Gulotta introduced the courses, providing a little background about the ingredients, like a tour guide pointing out landmarks. “We’re having a whole roast lamb saddle of blackbellies. That’s a type of sheep that has short hair,” he said.

“Sandy kept dropping off all this beautiful corn, so we made stock out of the cobs. And then we turned it into a Vietnamese style corn-coconut milk soup.”
Everything I sell is from within 100 miles of the city." -- Michael Gulotta, executive chef of Restaurant August

The unplanned figs showed up, roasted, alongside slow-cooked duck gizzards.
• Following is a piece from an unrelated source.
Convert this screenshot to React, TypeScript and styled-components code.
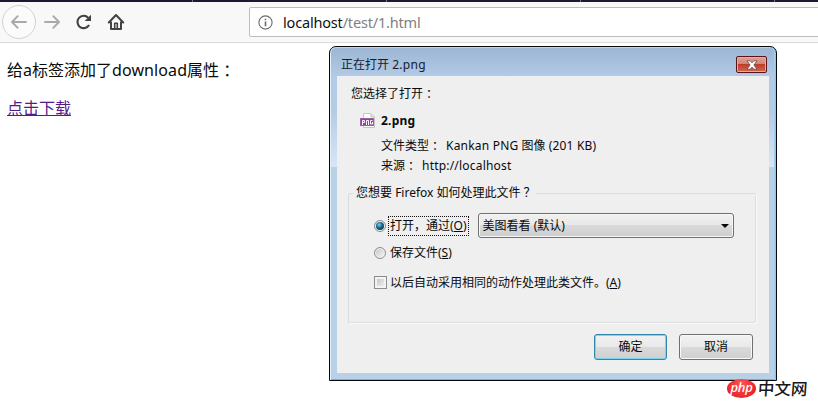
import React from "react";
import styled, { createGlobalStyle } from "styled-components";

const Global = createGlobalStyle`
  * { box-sizing: border-box; }
  html, body { margin: 0; padding: 0; }
  body {
    width: 818px;
    height: 408px;
    overflow: hidden;
    background: #fff;
    font-family: "Noto Sans", "Noto Sans CJK SC", sans-serif;
    color: #0a0a0a;
  }
`;

const Screen = styled.div`
  position: relative;
  width: 818px;
  height: 408px;
  overflow: hidden;
`;

const TabStrip = styled.div`
  height: 2px;
  background: #1d1a30;
  display: flex;
  gap: 193px;
  padding-left: 192px;
`;
const TabDivider = styled.span`
  width: 1px;
  flex: none;
  background: #77758a;
`;

const Toolbar = styled.div`
  height: 41px;
  display: flex;
  align-items: center;
  background: #f8f8f8;
  border-bottom: 1px solid #d9d9d9;
  padding-left: 2px;
`;
const BackButton = styled.div`
  width: 34px;
  height: 34px;
  flex: none;
  border: 1px solid #d2d2d2;
  border-radius: 50%;
  background: #fbfbfb;
  display: flex;
  align-items: center;
  justify-content: center;
`;
const ToolIcon = styled.div<{ $gap: number }>`
  width: 18px;
  height: 18px;
  flex: none;
  margin-left: ${(p) => p.$gap}px;
  display: flex;
`;
const AddressBar = styled.div`
  margin-left: 124px;
  width: 600px;
  flex: none;
  height: 30px;
  background: #fff;
  border: 1px solid #bdbdbd;
  border-radius: 2px;
  display: flex;
  align-items: center;
  padding-left: 8px;
`;
const Url = styled.div`
  margin-left: 10px;
  font-size: 14.5px;
  line-height: 20px;
  letter-spacing: -0.18px;
  color: #808080;
  white-space: pre;
`;
const Host = styled.span`
  color: #111;
`;

const Page = styled.main`
  padding: 16px 0 0 7px;
  font-size: 16px;
  line-height: 22px;
`;
const Paragraph = styled.p`
  margin: 0 0 16px;
  white-space: nowrap;
`;
const PageLink = styled.a`
  color: #551a8b;
  text-decoration: underline;
  text-underline-offset: 1px;
  text-decoration-thickness: 1px;
`;

const Latin = styled.span<{ $spacing?: number }>`
  letter-spacing: ${(p) => p.$spacing ?? 0}px;
`;
const Mark = styled.span<{ $shift?: number }>`
  padding-left: ${(p) => p.$shift ?? 3}px;
  margin-right: -${(p) => p.$shift ?? 3}px;
`;

const Dialog = styled.section`
  position: absolute;
  left: 329px;
  top: 46px;
  width: 448px;
  height: 335px;
  border: 1px solid #05080c;
  border-radius: 7px 7px 0 0;
  padding: 0 7px 7px;
  background:
    linear-gradient(#9bb5d2, #b3cae6) 0 0 / 100% 29px no-repeat,
    linear-gradient(#b3cbe8, #b5cce6 40%, #d7e6f5) 0 29px / 100% 91px no-repeat,
    #b9d1e6;
  box-shadow: inset 1px 0 #e3f0f8, inset -1px 0 #72d3ed, inset -2px 0 #a6cfec,
    inset 0 -1px #58bfd9, inset 0 1px #c1d3e6;
  font-size: 12px;
  line-height: 18px;
  white-space: nowrap;
`;
const TitleBar = styled.header`
  height: 29px;
  display: flex;
  justify-content: space-between;
  padding: 9px 2px 0 4px;
  color: #14202f;
`;
const CloseButton = styled.div`
  width: 31px;
  height: 17px;
  border: 1px solid #56151a;
  border-radius: 2px;
  box-shadow: inset 0 0 0 1px #e8aaa2;
  background: linear-gradient(#dfa196 0, #d38578 45%, #bd3c2b 48%, #d2684e 100%);
  display: flex;
  align-items: center;
  justify-content: center;
`;
const Body = styled.div`
  height: 297px;
  background: #efefef;
  padding: 9px 13px 0 11px;
`;
const Prompt = styled.div`
  padding-left: 3px;
  height: 18px;
`;
const FileRow = styled.div`
  display: flex;
  align-items: center;
  gap: 5px;
  height: 20px;
  margin: 8px 0 0 12px;
  font-weight: 700;
`;
const Detail = styled.div<{ $gap: number; $top: number }>`
  display: flex;
  gap: ${(p) => p.$gap}px;
  margin: ${(p) => p.$top}px 0 0 33px;
  height: 18px;
`;
const Group = styled.fieldset`
  height: 140px;
  margin: 9px 0 0;
  min-width: 0;
  width: 409px;
  padding: 10px 0 0 25px;
  border: 1px solid #dadcde;
  border-right-color: #fbfbfb;
  border-bottom-color: #fbfbfb;
  border-radius: 3px;
  box-shadow: inset -1px -1px #dadcde;
`;
const Legend = styled.legend`
  padding: 0 3px 0 2px;
  margin-left: -20px;
  height: 18px;
`;
const Choice = styled.div<{ $height: number }>`
  display: flex;
  align-items: center;
  height: ${(p) => p.$height}px;
`;
const Radio = styled.span`
  width: 12px;
  height: 12px;
  flex: none;
  border-radius: 50%;
  border: 1px solid #8a8d90;
  background: linear-gradient(135deg, #bfc3c6, #fafafa);
  box-shadow: inset 0 0 0 1px #f2f2f2;
  display: flex;
  align-items: center;
  justify-content: center;
`;
const RadioDot = styled.span`
  width: 8px;
  height: 8px;
  flex: none;
  border-radius: 50%;
  background: radial-gradient(circle at 40% 35%, #6fd2ee 0, #1b6088 45%, #0c2c4b 85%);
`;
const ChoiceLabel = styled.label<{ $focused?: boolean; $inset?: number }>`
  margin-left: ${(p) => p.$inset ?? 2}px;
  padding: 0 1px;
  height: 20px;
  line-height: 18px;
  border: ${(p) => (p.$focused ? "1px dotted #111" : "1px solid transparent")};
`;
const Key = styled.u`
  text-underline-offset: 1px;
  text-decoration-thickness: 1px;
`;
const CheckBox = styled.span`
  width: 13px;
  height: 13px;
  flex: none;
  border: 1px solid #8b8d8f;
  background: linear-gradient(135deg, #b9bec2, #f8f8f8);
  box-shadow: inset 0 0 0 2px #f3f3f3;
`;
const Select = styled.div`
  width: 256px;
  height: 25px;
  margin-left: 9px;
  border: 1px solid #707070;
  border-radius: 3px;
  box-shadow: inset 0 0 0 1px #f8f8f8;
  background: linear-gradient(#f1f1f1 0, #e8e8e8 48%, #dadada 50%, #cecece 100%);
  display: flex;
  align-items: center;
  justify-content: space-between;
  padding: 0 4px;
`;
const Actions = styled.footer`
  display: flex;
  justify-content: flex-end;
  gap: 12px;
  padding: 10px 3px 0 0;
`;
const Button = styled.button<{ $primary?: boolean }>`
  width: ${(p) => (p.$primary ? 73 : 74)}px;
  height: 26px;
  padding: 0;
  font: inherit;
  color: #0a0a0a;
  border: 1px solid ${(p) => (p.$primary ? "#2f86ad" : "#707070")};
  border-radius: 3px;
  box-shadow: inset 0 0 0 1px ${(p) => (p.$primary ? "#7fd3ee" : "#f8f8f8")};
  background: linear-gradient(#f2f2f2 0, #e9e9e9 48%, #dadada 50%, #cfcfcf 100%);
`;

const Watermark = styled.div`
  position: absolute;
  left: 727px;
  top: 379px;
  display: flex;
  align-items: center;
  height: 19px;
`;
const PhpBadge = styled.span`
  width: 29px;
  height: 19px;
  border-radius: 50%;
  background: radial-gradient(ellipse at 50% 25%, #ff5550, #e8232a 75%);
  color: #fff;
  font: italic 500 13px/16px "Noto Sans", sans-serif;
  letter-spacing: -0.2px;
  text-align: center;
`;
const SiteName = styled.span`
  margin-left: 2px;
  font: 500 16.5px/19px "Noto Sans CJK SC", sans-serif;
  color: #181818;
  transform: skewX(-4deg);
`;

const Arrow = ({ flip }: { flip?: boolean }) => (
  <svg width="18" height="18" viewBox="0 0 18 18" fill="none" stroke="#a9a9a9" strokeWidth="1.9" strokeLinecap="round" strokeLinejoin="round">
    <path d={flip ? "M2 9H16M10.3 3.2L16 9L10.3 14.8" : "M16 9H2M7.7 3.2L2 9L7.7 14.8"} />
  </svg>
);

const Reload = () => (
  <svg width="18" height="18" viewBox="0 0 18 18" fill="none" stroke="#424242" strokeWidth="2.1">
    <path d="M14.1 12A6.2 6.2 0 1 1 13.2 4.7" />
    <path d="M16 1.7V8H9.7Z" fill="#424242" stroke="none" />
  </svg>
);

const Home = () => (
  <svg width="18" height="18" viewBox="0 0 18 18" fill="none" stroke="#424242" strokeWidth="2" strokeLinejoin="round">
    <path d="M1.8 9.5L9 2L16.2 9.5" strokeLinecap="round" />
    <path d="M4 8.5V16H14V8.5" />
    <path d="M7.7 16V10.3H10.3V16" strokeWidth="1.6" />
  </svg>
);

const Info = () => (
  <svg width="15" height="15" viewBox="0 0 15 15" fill="none" stroke="#6b6b6b">
    <circle cx="7.5" cy="7.5" r="6.6" strokeWidth="1.1" />
    <path d="M7.5 6.5V11.2M7.5 3.7V5.3" strokeWidth="1.6" />
  </svg>
);

const CloseMark = () => (
  <svg width="12" height="10" viewBox="0 0 12 10">
    <path d="M1 .8H4.2L6 2.8L7.8 .8H11L7.9 5L11 9.2H7.8L6 7.2L4.2 9.2H1L4.1 5Z" fill="#fff" stroke="#67444a" strokeWidth=".8" />
  </svg>
);

const PngFile = () => (
  <svg width="16" height="16" viewBox="0 0 16 16" fill="none">
    <path d="M3.5 6V.5H11L14.5 4V14.5H3.5Z" fill="#fafafa" stroke="#c9c5c9" />
    <path d="M11 .5V4H14.5" fill="#d7e9ce" stroke="#b7cdb2" />
    <rect x=".5" y="5.5" width="13" height="7" fill="#92409a" stroke="#a55bac" />
    <path d="M2.5 12V7.5H4.5V9.5H2.5M6.5 12V7.5H8.5V12M12.5 7.5H10.5V11H12.5V9" stroke="#fff" />
  </svg>
);

const Caret = () => (
  <svg width="8" height="4" viewBox="0 0 8 4">
    <path d="M0 0H8L4 4Z" fill="#080808" />
  </svg>
);

export default function App() {
  return (
    <Screen lang="zh-CN">
      <Global />
      <TabStrip><TabDivider /><TabDivider /><TabDivider /><TabDivider /></TabStrip>
      <Toolbar>
        <BackButton><Arrow /></BackButton>
        <ToolIcon $gap={7}><Arrow flip /></ToolIcon>
        <ToolIcon $gap={14}><Reload /></ToolIcon>
        <ToolIcon $gap={14}><Home /></ToolIcon>
        <AddressBar>
          <Info />
          <Url><Host>localhost</Host>/test/1.html</Url>
        </AddressBar>
      </Toolbar>
      <Page>
        <Paragraph>给<Latin>a</Latin>标签添加了<Latin $spacing={0.1}>download</Latin>属性<Mark $shift={4}>：</Mark></Paragraph>
        <Paragraph><PageLink>点击下载</PageLink></Paragraph>
      </Page>

      <Dialog>
        <TitleBar>
          <span>正在打开 <Latin $spacing={0.3}>2.png</Latin></span>
          <CloseButton><CloseMark /></CloseButton>
        </TitleBar>
        <Body>
          <Prompt>您选择了打开<Mark>：</Mark></Prompt>
          <FileRow><PngFile /><Latin $spacing={0.25}>2.png</Latin></FileRow>
          <Detail $gap={5} $top={6}>
            <span>文件类型<Mark>：</Mark></span>
            <span><Latin $spacing={0.2}>Kankan PNG</Latin> 图像 <Latin $spacing={0.2}>(201 KB)</Latin></span>
          </Detail>
          <Detail $gap={5} $top={2}>
            <span>来源<Mark>：</Mark></span>
            <Latin $spacing={0.2}>http://localhost</Latin>
          </Detail>
          <Group>
            <Legend>您想要 <Latin>Firefox</Latin> 如何处理此文件<Mark>？</Mark></Legend>
            <Choice $height={27}>
              <Radio><RadioDot /></Radio>
              <ChoiceLabel $focused>打开，通过(<Key>O</Key>)</ChoiceLabel>
              <Select><span>美图看看 (默认)</span><Caret /></Select>
            </Choice>
            <Choice $height={28}>
              <Radio />
              <ChoiceLabel>保存文件(<Key>S</Key>)</ChoiceLabel>
            </Choice>
            <Choice $height={31}>
              <CheckBox />
              <ChoiceLabel $inset={1}>以后自动采用相同的动作处理此类文件。(<Key>A</Key>)</ChoiceLabel>
            </Choice>
          </Group>
          <Actions>
            <Button $primary>确定</Button>
            <Button>取消</Button>
          </Actions>
        </Body>
      </Dialog>

      <Watermark>
        <PhpBadge>php</PhpBadge>
        <SiteName>中文网</SiteName>
      </Watermark>
    </Screen>
  );
}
Gulotta has become accustomed to a level of spontaneity that comes with the surprise of unplanned ingredients. “In the restaurant, depending on what they’ve got, my sous chef and I will change our entire lunch menu just by walking on the (Covey Rise) truck,” he said. “It’s the way people used to cook.

Besh’s and Gulotta’s relationship with the farm grew as Restaurant August was shifting toward almost exclusive local sourcing for ingredients. Before Hurricane Katrina, the restaurant’s menu featured about 30 percent regionally grown produce and proteins. Today, it’s close to 90 percent, at times even reaching 100.
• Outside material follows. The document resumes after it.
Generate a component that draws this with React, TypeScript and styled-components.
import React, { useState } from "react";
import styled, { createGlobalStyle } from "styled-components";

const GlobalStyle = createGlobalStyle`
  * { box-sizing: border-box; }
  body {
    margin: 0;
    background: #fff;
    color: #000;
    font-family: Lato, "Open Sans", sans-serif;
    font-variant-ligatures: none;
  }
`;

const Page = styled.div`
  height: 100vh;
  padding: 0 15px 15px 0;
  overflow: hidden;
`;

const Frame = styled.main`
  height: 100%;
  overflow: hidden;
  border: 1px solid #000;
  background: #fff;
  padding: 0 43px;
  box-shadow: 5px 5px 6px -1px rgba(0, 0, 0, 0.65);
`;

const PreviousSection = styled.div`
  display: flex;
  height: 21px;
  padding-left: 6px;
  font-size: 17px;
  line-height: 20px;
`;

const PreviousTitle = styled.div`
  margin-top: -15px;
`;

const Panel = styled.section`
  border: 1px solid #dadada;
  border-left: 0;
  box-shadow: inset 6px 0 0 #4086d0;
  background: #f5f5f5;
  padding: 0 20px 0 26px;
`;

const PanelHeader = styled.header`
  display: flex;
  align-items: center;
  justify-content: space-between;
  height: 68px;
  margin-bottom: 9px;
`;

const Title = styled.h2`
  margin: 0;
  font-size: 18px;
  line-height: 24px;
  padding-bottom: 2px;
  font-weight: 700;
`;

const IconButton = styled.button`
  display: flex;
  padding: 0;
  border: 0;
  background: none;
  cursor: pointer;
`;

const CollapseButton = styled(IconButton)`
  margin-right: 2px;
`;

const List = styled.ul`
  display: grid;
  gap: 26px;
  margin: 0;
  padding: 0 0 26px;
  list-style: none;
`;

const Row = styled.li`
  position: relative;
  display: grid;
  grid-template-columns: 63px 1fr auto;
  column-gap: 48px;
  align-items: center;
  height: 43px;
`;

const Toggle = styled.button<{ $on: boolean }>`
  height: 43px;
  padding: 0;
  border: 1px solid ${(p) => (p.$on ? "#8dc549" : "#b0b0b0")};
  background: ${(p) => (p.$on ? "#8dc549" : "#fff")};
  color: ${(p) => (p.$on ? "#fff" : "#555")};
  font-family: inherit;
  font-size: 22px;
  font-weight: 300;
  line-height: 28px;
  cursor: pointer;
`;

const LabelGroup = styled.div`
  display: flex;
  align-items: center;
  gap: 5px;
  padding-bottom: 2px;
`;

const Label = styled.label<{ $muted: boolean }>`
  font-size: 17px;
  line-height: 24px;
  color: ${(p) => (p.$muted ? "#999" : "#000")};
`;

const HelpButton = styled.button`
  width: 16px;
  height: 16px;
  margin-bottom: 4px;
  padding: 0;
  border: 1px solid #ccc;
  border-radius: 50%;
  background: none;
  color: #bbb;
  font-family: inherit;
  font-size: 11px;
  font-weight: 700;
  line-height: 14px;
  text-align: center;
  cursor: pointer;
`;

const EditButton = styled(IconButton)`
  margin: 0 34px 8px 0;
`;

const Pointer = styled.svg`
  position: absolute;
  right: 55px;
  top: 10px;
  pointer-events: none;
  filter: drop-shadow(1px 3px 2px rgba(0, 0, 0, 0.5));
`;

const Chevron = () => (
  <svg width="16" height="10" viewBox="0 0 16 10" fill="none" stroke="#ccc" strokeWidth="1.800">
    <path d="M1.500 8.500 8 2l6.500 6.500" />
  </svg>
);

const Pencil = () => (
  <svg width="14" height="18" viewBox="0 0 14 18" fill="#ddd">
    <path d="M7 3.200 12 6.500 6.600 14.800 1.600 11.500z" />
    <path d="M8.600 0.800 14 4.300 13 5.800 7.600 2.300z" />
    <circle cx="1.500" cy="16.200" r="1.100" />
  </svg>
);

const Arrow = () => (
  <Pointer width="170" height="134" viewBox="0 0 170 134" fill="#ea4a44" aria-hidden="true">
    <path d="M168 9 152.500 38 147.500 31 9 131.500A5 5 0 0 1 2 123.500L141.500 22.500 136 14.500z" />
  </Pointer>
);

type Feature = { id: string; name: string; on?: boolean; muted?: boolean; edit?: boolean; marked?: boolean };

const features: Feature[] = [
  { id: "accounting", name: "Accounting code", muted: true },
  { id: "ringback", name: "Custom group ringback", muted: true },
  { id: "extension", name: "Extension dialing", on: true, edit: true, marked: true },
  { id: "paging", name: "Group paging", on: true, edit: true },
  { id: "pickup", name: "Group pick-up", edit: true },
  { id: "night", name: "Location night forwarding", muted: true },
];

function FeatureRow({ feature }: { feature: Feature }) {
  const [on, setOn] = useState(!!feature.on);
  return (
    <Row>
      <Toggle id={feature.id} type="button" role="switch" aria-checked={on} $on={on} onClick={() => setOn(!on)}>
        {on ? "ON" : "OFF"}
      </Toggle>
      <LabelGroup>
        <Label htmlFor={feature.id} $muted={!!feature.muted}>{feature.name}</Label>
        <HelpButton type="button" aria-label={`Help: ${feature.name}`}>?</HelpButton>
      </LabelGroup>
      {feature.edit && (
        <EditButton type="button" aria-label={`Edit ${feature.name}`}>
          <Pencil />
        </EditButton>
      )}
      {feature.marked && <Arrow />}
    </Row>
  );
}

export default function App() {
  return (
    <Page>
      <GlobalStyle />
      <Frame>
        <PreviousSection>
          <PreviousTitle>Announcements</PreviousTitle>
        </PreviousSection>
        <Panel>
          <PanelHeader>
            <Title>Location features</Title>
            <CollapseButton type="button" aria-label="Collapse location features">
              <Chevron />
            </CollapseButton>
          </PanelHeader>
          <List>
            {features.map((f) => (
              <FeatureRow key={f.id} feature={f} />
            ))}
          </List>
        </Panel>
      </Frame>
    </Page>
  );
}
“Chef Besh and myself, we both spent time in Europe, so we used to ship in everything that we fell in love with cooking over there. It was just what you did in those days,” Gulotta said. “But after Katrina, we decided to start finding local producers, and use the attention to detail we had in Europe, but apply it to local products.”

August now gets its ducks and hogs from Chappapeela Farms, its chickens from Briarhill Farms in north Louisiana and its beef from Two Run Farm in Vaughan, Miss.

“Everything I sell is from within 100 miles of the city,” Gulotta said, “and the majority comes from this one place.”

After the meal, guests were hovering around the television, watching the end of the Saints game, as Gulotta and his staff packed up the kitchen.

Sam Scelfo, owner of Gambino’s Bakery, stood by the table, chatting with other guests. Scelfo had previously hunted in the area but this was his first dinner at the lodge. “It’s impressive,” he said. “I didn’t expect to come up here and get a gourmet meal.”

Geisler gets that reaction a lot. The tower in the middle of the vegetable field is used for pheasant hunts. “When guys are out walking around, they’ll look down and say, ‘Hey, is that what we were eating in the salad last night?”